To understand what’s really driving M&A in the security sector, Security Business caught up with Alper Cetingok, global head of the diversified industrial practice and co-head of the security & safety sector team for Raymond James, one of the industry’s most active investment banking advisors. What emerges from the conversation is a nuanced picture that challenges conventional assumptions while revealing deeper forces reshaping the competitive landscape across product manufacturers, service providers, and integration firms.
The security industry’s fundamentals remain favorable – security requirements are expanding, technology architectures are evolving, and customer demands are growing and becoming more sophisticated. These trends point to organic growth opportunities, but they also support sustained M&A activity across the sector.
Private equity capital will continue flowing in, creating both platform opportunities and tuck-in acquisition prospects. Manufacturers and technology vendors will increasingly use M&A to address capability gaps, potentially reshaping supply relationships and enhancing their ability to meet more of their customers’ needs. In the end, the M&A landscape in 2026 and beyond will be shaped by strategic forces like the imperative to acquire technology capabilities, the maturation of private equity investment cycles, and the ongoing evolution of customer demands across commercial and residential markets.
The Catalysts for M&A in 2026
Conventional wisdom in the security industry suggests that recent Federal Reserve interest rate cuts will trigger an avalanche of M&A activity; however, Cetingok offers a more measured perspective that should recalibrate expectations.
“I think generally speaking, that’s a fair assumption,” Cetingok acknowledges, but he points out that M&A in the security space has been very active for years, regardless of the interest rate environment. “It has been outsized relative to other [industries], so I don’t think rate cuts are going to have a material impact on our industry as it relates to the sheer volume of activity.”
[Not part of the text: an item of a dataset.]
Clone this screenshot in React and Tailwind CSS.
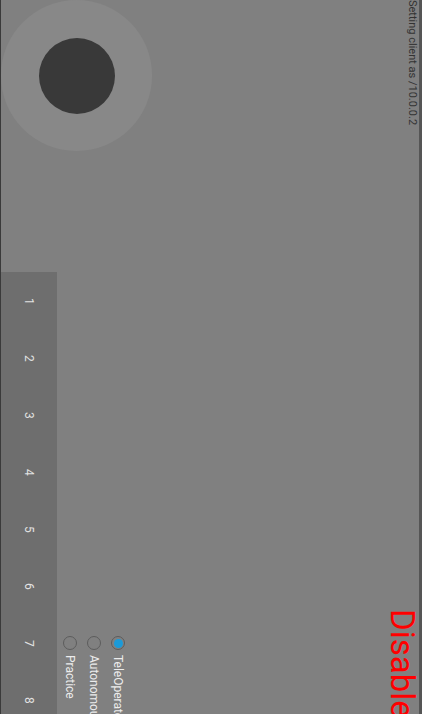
import React, { useState } from 'react';

const MODES = ['Practice', 'Autonomous', 'TeleOperated'];
const SLOTS = [1, 2, 3, 4, 5, 6, 7, 8];

const App = () => {
    const [mode, setMode] = useState('TeleOperated');

    return (
        <div className="flex h-[714px] w-[422px] overflow-hidden bg-[#808080] font-['Roboto',sans-serif]">
            <div className="w-px shrink-0 bg-[#3a3a3a]" />

            {/* left: joystick + slots + modes */}
            <div className="flex w-[151px] shrink-0 flex-col">
                <div className="h-[272px] shrink-0">
                    <div className="flex h-[151px] w-[151px] items-center justify-center rounded-full bg-[#888888]">
                        <div className="h-[76px] w-[76px] rounded-full bg-[#393939]" />
                    </div>
                </div>
                <div className="flex min-h-0 flex-1">
                    <div className="flex w-[56px] shrink-0 flex-col bg-[#6e6e6e]">
                        {SLOTS.map(n => (
                            <div key={n} className="flex h-[57px] shrink-0 items-center justify-center pt-[2px] text-[12px] leading-none text-[#e2e2e2] [writing-mode:vertical-rl]">
                                {n}
                            </div>
                        ))}
                    </div>
                    <div className="ml-px flex items-start pt-[364px]">
                        {MODES.map(m => (
                            <button key={m} type="button" onClick={() => setMode(m)}
                                className="flex w-[24px] flex-col items-center gap-[5px]">
                                <span className="flex h-[14px] w-[14px] items-center justify-center rounded-full border-[1.5px] border-[#5c5c5c]">
                                    {mode === m && <span className="h-[9px] w-[9px] rounded-full bg-[#1b9ad8]" />}
                                </span>
                                <span className="whitespace-nowrap text-[12px] leading-[14px] text-[#ececec] [writing-mode:vertical-rl]">{m}</span>
                            </button>
                        ))}
                    </div>
                </div>
            </div>

            <div className="flex-1" />

            {/* right: status */}
            <div className="flex w-[38px] shrink-0 flex-col">
                <div className="flex h-[609px] shrink-0 justify-end">
                    <span className="whitespace-nowrap text-[11px] leading-[13px] text-[#333333] [writing-mode:vertical-rl]">
                        Setting client as /10.0.0.2
                    </span>
                </div>
                <span className="whitespace-nowrap text-[33px] leading-none text-[#ff0000] [writing-mode:vertical-rl]">
                    Disabled
                </span>
            </div>
            <div className="w-[3px] shrink-0 bg-[#555555]" />
        </div>
    );
};

export default App;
He explains that the reality is that the key constraint on M&A isn’t the availability of financing; the primary friction point lies in the gap between buyer and seller expectations on valuation. “What will change the dynamic of the marketplace is either valuation levels going back up to what sellers are hoping to get or sellers capitulating to where buyers are willing to transact – and it is probably more the latter than the former,” Cetingok says.
More importantly, he notes that the historic M&A volumes were driven by essentially zero interest rates – a condition that will not return. “We’re not getting back to zero,” he says. “We’re going to come down incrementally, and every bit helps, for sure.”
If interest rates aren’t the primary catalyst, what is shaping M&A sentiment? Cetingok points to broader macroeconomic and psychological factors that loom larger in boardroom discussions. “It is much more related to the overall sentiment in the marketplace,” he explains. “Tariffs and other macroeconomic concerns are bigger impacts on the psychology of the M&A market today.”
The tariff question deserves particular attention, given its prominence in 2025 and 2026 business planning discussions. Initially, the uncertainty around tariffs created anxiety in deal negotiations; today, the market has adapted to what Cetingok characterizes as a “new world order” of trade policy volatility.
“I think people are less concerned about the next headline around tariffs, but there is a fundamental impact on business, for sure, and you have to price it in,” he explains. “Deals getting done today have some degree of pricing that accounts for tariff volatility. As tariffs are effectively used as a political weapon, they have to be accounted for in your business.”
A Technology Shift in M&A
For integrators watching manufacturing and technology partners, a significant trend is emerging that will reshape the competitive landscape. After years of service-heavy M&A activity in the security space, the pendulum is swinging toward product and technology acquisitions.
“If you look at the last five years as a measuring period, [M&A] has been heavily skewed to services – like integrator roll-ups or fire and life safety services roll-ups,” Cetingok observes. “It is still over-indexed to services, but we are seeing a lot more technology, hardware, and software-related transactions in the pipeline.”
This shift reflects fundamental changes in how the industry approaches innovation. Rather than relying solely on internal R&D, companies are increasingly using M&A as a strategic tool to address capability gaps. “Part of that is just the evolutionary curve in technology and product that has steepened in this industry over the course of the last five years,” Cetingok says.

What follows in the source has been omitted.